··· PROVIDED MATERIAL

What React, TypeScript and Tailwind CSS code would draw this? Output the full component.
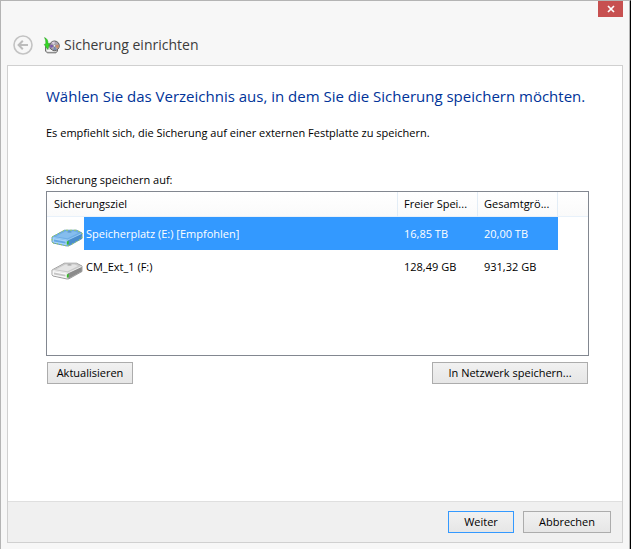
import { useId, useState } from "react";
import clsx from "clsx";

type Target = {
  id: string;
  name: string;
  free: string;
  total: string;
};

const targets: Target[] = [
  {
    id: "e",
    name: "Speicherplatz (E:) [Empfohlen]",
    free: "16,85 TB",
    total: "20,00 TB",
  },
  { id: "f", name: "CM_Ext_1 (F:)", free: "128,49 GB", total: "931,32 GB" },
];

function BackIcon() {
  return (
    <svg viewBox="0 0 20 20" className="h-5 w-5" fill="none" aria-hidden="true">
      <circle cx="10" cy="10" r="9" stroke="#c3c3c3" strokeWidth="1.6" />
      <path
        d="M15 10H6M9.8 5.8 5.6 10l4.2 4.2"
        stroke="#bcbcbc"
        strokeWidth="2"
      />
    </svg>
  );
}

function BackupIcon() {
  return (
    <svg viewBox="0 0 17 17" className="h-[17px] w-[17px]" aria-hidden="true">
      <path
        d="M2.5 9.5 5 8h7l2.5 4.5V14L13 15.8H4.2L2.500 14z"
        fill="#d4d4d4"
        stroke="#6d6d6d"
      />
      <path d="M3.8 12.8h6.500v1.800H4.500z" fill="#f8f8f8" />
      <circle cx="11.500" cy="8.800" r="4.800" fill="#aaa3ad" stroke="#5f5f5f" />
      <path d="M11.500 8.800 8.600 5.400a4.400 4.400 0 0 1 3-1z" fill="#ddd2e2" />
      <path d="M11.500 8.800 7.400 7.500a4.300 4.300 0 0 0 .4 3.500z" fill="#7a58b0" />
      <path d="m11.500 8.800 4.100-1.200a4.300 4.300 0 0 1-.8 4z" fill="#cf8f66" />
      <path d="m11.500 8.800 1.800 3.900a4.300 4.300 0 0 1-3 .2z" fill="#7588b4" />
      <circle
        cx="11.500"
        cy="8.800"
        r="1.200"
        fill="#f6f6f6"
        stroke="#666666"
        strokeWidth="0.5"
      />
      <path
        d="M1.500.6C4 1.600 5.200 3.600 5 6.600l1.700-.4-1.900 6.200L1.200 7.400l1.500-.3C3 4.600 2.600 2.500 1.500.6z"
        fill="#35d824"
        stroke="#259a1e"
        strokeWidth="0.5"
      />
    </svg>
  );
}

function DriveIcon({ selected }: { selected: boolean }) {
  const c = selected
    ? { edge: "#4a86b4", top: "#6eaee6", light: "#85bdee", front: "#64a8e4", side: "#4a8ccc", shine: "#a5d2f8" }
    : { edge: "#8a8a8a", top: "#c9c9c9", light: "#e4e4e4", front: "#c6c6c6", side: "#8b8b8b", shine: "#f8f8f8" };
  return (
    <svg viewBox="0 0 32 18" className="h-[18px] w-8" aria-hidden="true">
      <path
        d="M1 8 13.500 1.200h12L31 4v5.500L18 16.800 16 17 2 14 1 12.500z"
        fill={c.front}
        stroke={c.edge}
        strokeWidth="0.8"
      />
      <path d="M1.400 8 13.700 1.600h11.600l5.200 2.600L17 10.500z" fill={c.top} />
      <path d="m5 7.500 9.500-5h9l3.600 1.600-10.500 5.200z" fill={c.light} />
      <path d="M17 11 30.600 4.800v4.400L17.500 16.600z" fill={c.side} />
      <path d="m1.500 8.800 15 2.700v4.900L2.200 13.500l-.7-1.200z" fill={c.shine} />
      <path d="m3 10.600 11.500 2.200v1.800L3 12.400z" fill={c.front} />
      <path
        d="M1.400 8.200 16.800 11 30.600 4.500"
        fill="none"
        stroke={c.shine}
        strokeWidth="0.8"
      />
      <ellipse cx="18.500" cy="2.900" rx="2.200" ry="0.7" fill={c.edge} opacity="0.8" />
      <path d="m15.800 12.400 1.900-.6v3.400l-1.900.6z" fill="#36b82a" />
      {selected && (
        <path
          d="M1 8 13.500 1.200h12L31 4v5.500L18 16.800 16 17 2 14 1 12.500z"
          fill="none"
          stroke="#a6dc3a"
          strokeWidth="0.9"
          strokeDasharray="1.500 2.500"
        />
      )}
    </svg>
  );
}

function DialogButton({
  children,
  className,
}: {
  children: string;
  className?: string;
}) {
  return (
    <button
      type="button"
      className={clsx(
        "border bg-linear-to-b from-[#f1f1f1] to-[#e6e6e6] text-center whitespace-nowrap",
        className
      )}
    >
      {children}
    </button>
  );
}

export default function App() {
  const [selectedId, setSelectedId] = useState("e");
  const labelId = useId();
  const headCell =
    "border-r border-b border-r-[#e3edf6] border-b-[#e8f1fa] font-normal whitespace-nowrap";

  return (
    <div className="flex min-h-screen flex-col border-t border-r border-l border-t-[#b4b4b4] border-r-black border-l-[#b4b4b4] bg-[#f7f7f7] font-['Open_Sans','Noto_Sans',sans-serif] text-[11px] leading-4 text-black">
      <div className="flex flex-1 flex-col border-r border-[#b4b4b4] px-1.5 pb-1.5">
        <div className="flex h-4 justify-end">
          <button
            type="button"
            aria-label="Schließen"
            className="flex h-4 w-[25px] items-center justify-center bg-[#c75050]"
          >
            <svg viewBox="0 0 8 8" className="h-2 w-2" aria-hidden="true">
              <path d="m1 1 6 6M7 1 1 7" stroke="white" strokeWidth="1.7" />
            </svg>
          </button>
        </div>

        <header className="flex h-12 items-center pb-2 pl-1.5">
          <div className="flex h-6 items-center pt-4">
            <button type="button" aria-label="Zurück" disabled>
              <BackIcon />
            </button>
            <span className="ml-2.5">
              <BackupIcon />
            </span>
            <h1 className="ml-1 text-[14px] leading-6 text-[#3c3c3c]">
              Sicherung einrichten
            </h1>
          </div>
        </header>

        <main className="flex flex-1 flex-col border border-[#d0d0d0] bg-white">
          <div className="flex-1 pt-[18px] pr-[33px] pl-[38px]">
            <h2 className="text-[15px] leading-6 whitespace-nowrap text-[#003399]">
              Wählen Sie das Verzeichnis aus, in dem Sie die Sicherung speichern
              möchten.
            </h2>
            <p className="mt-[17px] whitespace-nowrap">
              Es empfiehlt sich, die Sicherung auf einer externen Festplatte zu
              speichern.
            </p>

            <p id={labelId} className="mt-[31px]">
              Sicherung speichern auf:
            </p>
            <div className="mt-[3px] min-h-[165px] border border-[#828790]">
              <table
                aria-labelledby={labelId}
                className="w-full table-fixed border-separate border-spacing-0 text-left"
              >
                <colgroup>
                  <col className="w-[37px]" />
                  <col />
                  <col className="w-20" />
                  <col className="w-20" />
                  <col className="w-[30px]" />
                </colgroup>
                <thead>
                  <tr className="h-[25px] bg-linear-to-b from-white to-[#fafafa]">
                    <th colSpan={2} className={clsx("pl-[7px]", headCell)}>
                      Sicherungsziel
                    </th>
                    <th className={clsx("pl-1.5", headCell)}>Freier Spei...</th>
                    <th className={clsx("pl-1.5", headCell)}>Gesamtgrö...</th>
                    <td className="border-b border-[#e8f1fa]" />
                  </tr>
                </thead>
                <tbody>
                  {targets.map((t) => {
                    const selected = t.id === selectedId;
                    const cell = selected ? "bg-[#3399ff] text-white" : "";
                    return (
                      <tr
                        key={t.id}
                        aria-selected={selected}
                        onClick={() => setSelectedId(t.id)}
                        className="h-[33px]"
                      >
                        <td className="pt-2 pl-1">
                          <DriveIcon selected={selected} />
                        </td>
                        <td className={clsx("truncate pl-0.5", cell)}>
                          {t.name}
                        </td>
                        <td className={clsx("pl-1.5 whitespace-nowrap", cell)}>
                          {t.free}
                        </td>
                        <td className={clsx("pl-1.5 whitespace-nowrap", cell)}>
                          {t.total}
                        </td>
                        <td />
                      </tr>
                    );
                  })}
                </tbody>
              </table>
            </div>

            <div className="mt-1.5 flex justify-between px-px">
              <DialogButton className="h-[22px] w-[86px] border-[#acacac]">
                Aktualisieren
              </DialogButton>
              <DialogButton className="h-[22px] w-[156px] border-[#acacac]">
                In Netzwerk speichern...
              </DialogButton>
            </div>
          </div>

          <footer className="flex justify-end gap-[9px] border-t border-[#dfdfdf] bg-[#f0f0f0] px-[11px] py-[9px]">
            <DialogButton className="h-[22px] w-[66px] border-[#3399ff]">
              Weiter
            </DialogButton>
            <DialogButton className="h-[22px] w-[88px] border-[#acacac]">
              Abbrechen
            </DialogButton>
          </footer>
        </main>
      </div>
    </div>
  );
}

······

◆ AIM OF THE EXERCISE
Pick out every line with the string "full" and copy it.

◆ ANSWER BELOW
What React, TypeScript and Tailwind CSS code would draw this? Output the full component.
                className="w-full table-fixed border-separate border-spacing-0 text-left"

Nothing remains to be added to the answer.